Let’s start with a bigger case, and grow slowly.

Some advice for some modules to start?

-- supernatur

a sound source, a sound modifier, a modulation source, a way to play, a way to listen... maybe a few utility modules to help join everything together nicely...

a sound source - plaits is a common recommendation - there may be some available - otherwise any basic analog vco will be fine - doepfer or the like

a sound modifier - a low pass filter is a good place to start... I particularly like the SEM - or possibly a delay or multi-fx if you get plaits (as it has a built in filter) - so maybe an fx aid (I'd go pro though for this tbh! - so you can see what program you are on easily)

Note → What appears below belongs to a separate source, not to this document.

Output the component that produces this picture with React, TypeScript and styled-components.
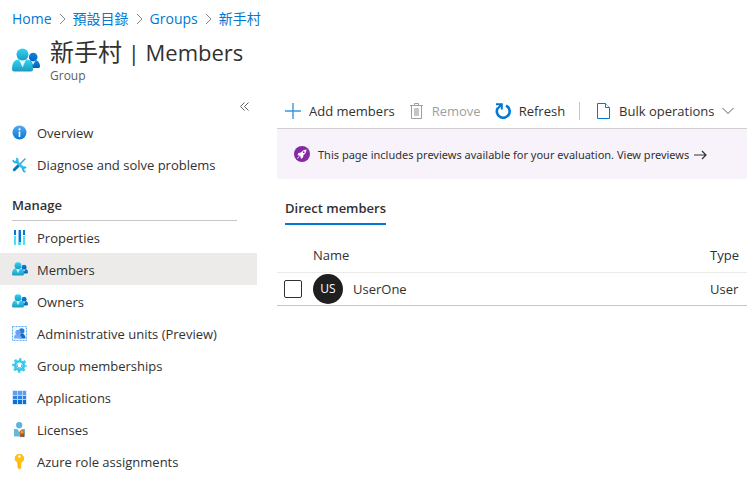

a modulation source - personally I'd get a maths - and download the 'maths illustrated supplement' work through that and try to understand what it's doing, how it's doing it and why, but a lot of people find that overwhelming (complex is just lots of simple!!!) - otherwise something like batumi is good - 4 lfos at once, different waveforms etc etc

a way to play - a sequencer, a midi->cv module etc etc etc

if a sequencer - get the one you like the workflow of best - don't be afraid to get a multi-channel ne especially if you intend to expand to multiple voices in the future - as then you will only need to learn one sequencer and avoid another learning curve in the future - I like the Erica Black Sequencer, but this is very personal... do your research - you will get lots of recommendations ie everyone has a different favourite...

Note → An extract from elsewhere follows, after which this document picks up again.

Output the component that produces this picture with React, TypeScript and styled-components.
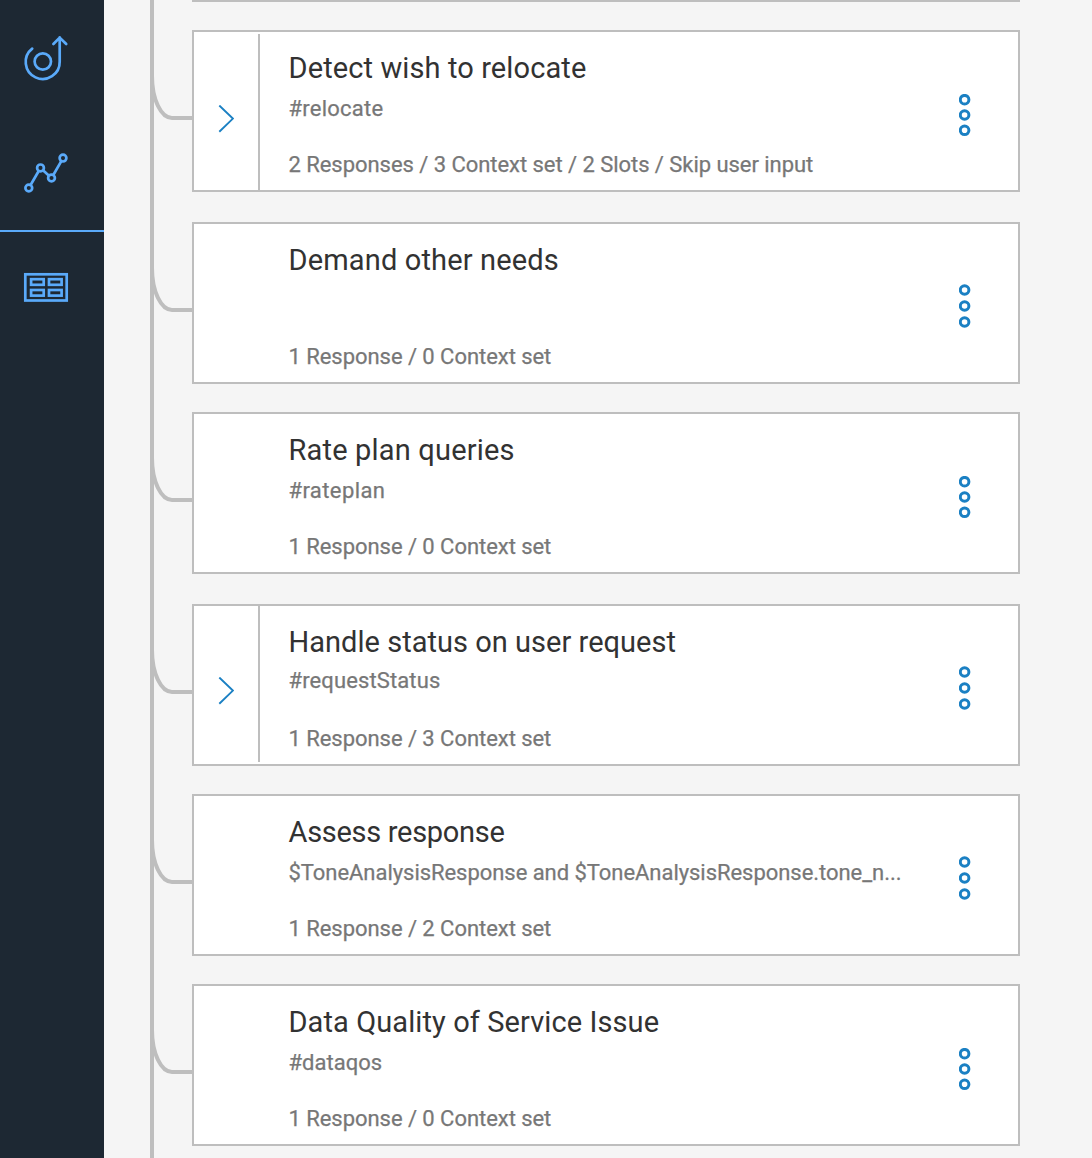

a way to listen - really depends on what else you have and whether you think you need stereo from day 1 - plaits is dual mono, SEM filter is mono, fx aid is stereo... I'd just get a decent quad cascading vca (veils if you can find one) and use that as a mono or stereo output... at least for now...

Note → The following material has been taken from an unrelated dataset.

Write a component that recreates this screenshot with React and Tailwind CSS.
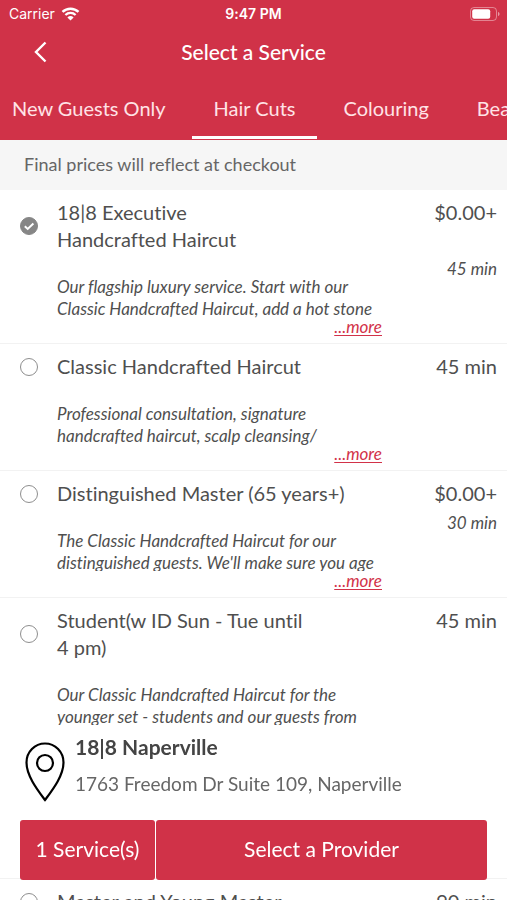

"some of the best base-level info to remember can be found in Jim's sigfile" @Lugia

Utility modules are the dull polish that makes the shiny modules actually shine!!!

sound sources < sound modifiers < modulation sources < utilities


Some advice for some modules to start?

-- supernatur

OK...a basic rundown of the types of modules is useful here...

GENERATORS: oscillators and pretty much anything else that can make a noise
MODULATORS: sources of control signals which alter the behavior of other types
MODIFIERS: modules that alter signals from the above two types. Filters, effects, etc. And...
CONTROLLERS: the stuff you use to interface with the first three.

If you're missing one of these, you don't have a synthesizer. Also, it's worth noting that some modules do a few of these functions at the same time, such as what you get with performance mixers which fit into both modifiers AND controllers. It's important to keep an eye out for these, as you can get more function into a build by using these "Swiss Army Knife" modules. Case in point is one of my fave small rig VCOs: Klavis' Twin Waves mkii. That module not only has two oscillators, but the control inputs are quantized, so you've got both "generators" and "modifiers" there. At the same time, DON'T get modules that either induce eyestrain and/or require tweezers to safely tweak settings. Those are no fun whatsoever, so make sure your build's ergonomics are in a zone you feel comfortable with. Basically, you need to ask "will I feel comfortable using this in five years?" as sort of a sorting guideline.

Second, before diving further into the $$$ zone with hardware, start your inquiries in SOFTWARE. And when you say "software" and "modular synth", you may as well just go ahead and say "VCV Rack". It's probably one of the best ways to sort out what YOU want modular to do, because VCV is a very good replication of the Eurorack environment...some modules are even software versions of the hardware ones you'll find here. And the big selling-point here is that...it's NOT for "sale", it's FREE. https://vcvrack.com/ It's a much better way to learn while doing, because doing so with hardware involves a good chunk of cash. The sole caveat about VCV Rack is that it does tend to be something of a "resource hog", so in my case, I've actually gone with a wholly separate machine for it to chew on. Not a bad idea, really, especially since some tiny machines (mine's a Lenovo ThinkCentre, Gen9 i7-8700 6-core, 32 gb RAM) are both beefy AND cheap, which makes them VERY useful for that purpose.

And third: when you go with hardware, do not neglect utility modules! I can't stress that enough; a module with a couple of attenuverters might seem boring, but when you need to invert a signal, you'll be very glad that those attenuverters are there...boring or not! Jim and I are in 100% agreement here...ALWAYS make sure you've got utility modules that expand the capabilities or, in some cases such as VCAs, are 100% essential. And this is also part of the reasoning behind starting with a bigger cab, because those "sexy" modules require signals that make them do what they do, and you'll need space for those. F'rinstance, take something like Intellijel's Morgasmatron, which is a complex dual state-variable filter. So, filters usually require envelopes...so you're also talking about a pair of envelope generators there. Then you'll probably want a pair of VCAs on the outputs. And with LFOs to provide tremolo/vibrato, you wind up talking about maybe a total of 30-40 hp for that Morgasmatron and not simply the 20 hp module itself. That sort of thing. I'd suggest looking at some of the "classics", such as the venerable ARP 2600 (probably the best teaching synth ever) to see how their designers implemented these things to create synths that are still on sale 50 years later. And speaking of 2600s...

DO take advantage of some of the prebuilds out there. Uli's 2600 clone (which actually has ALL of the ARP 2600's v.3 and on functionality as it retains the 3620 submodules, while Korg's "M" reissue is missing that) only runs about $700...and as a longtime ARP 2600 user myself, I can safely say that Behringer won the "version 5" competition, while Korg's stumbled here. But ARP 2600s (irrespective of WHO made them as long as they're functionally complete) might just be one of the best "core synths" for a larger modular setup, and something I can recommend equally for any and everyone...especially starting in modular, because it's easy to use and make sense of, and you can patch loads of other devices into/out of/through it since it uses the Eurorack standard of 1 V/8va and positive gate/triggers. I would call that $700 cost a bargain!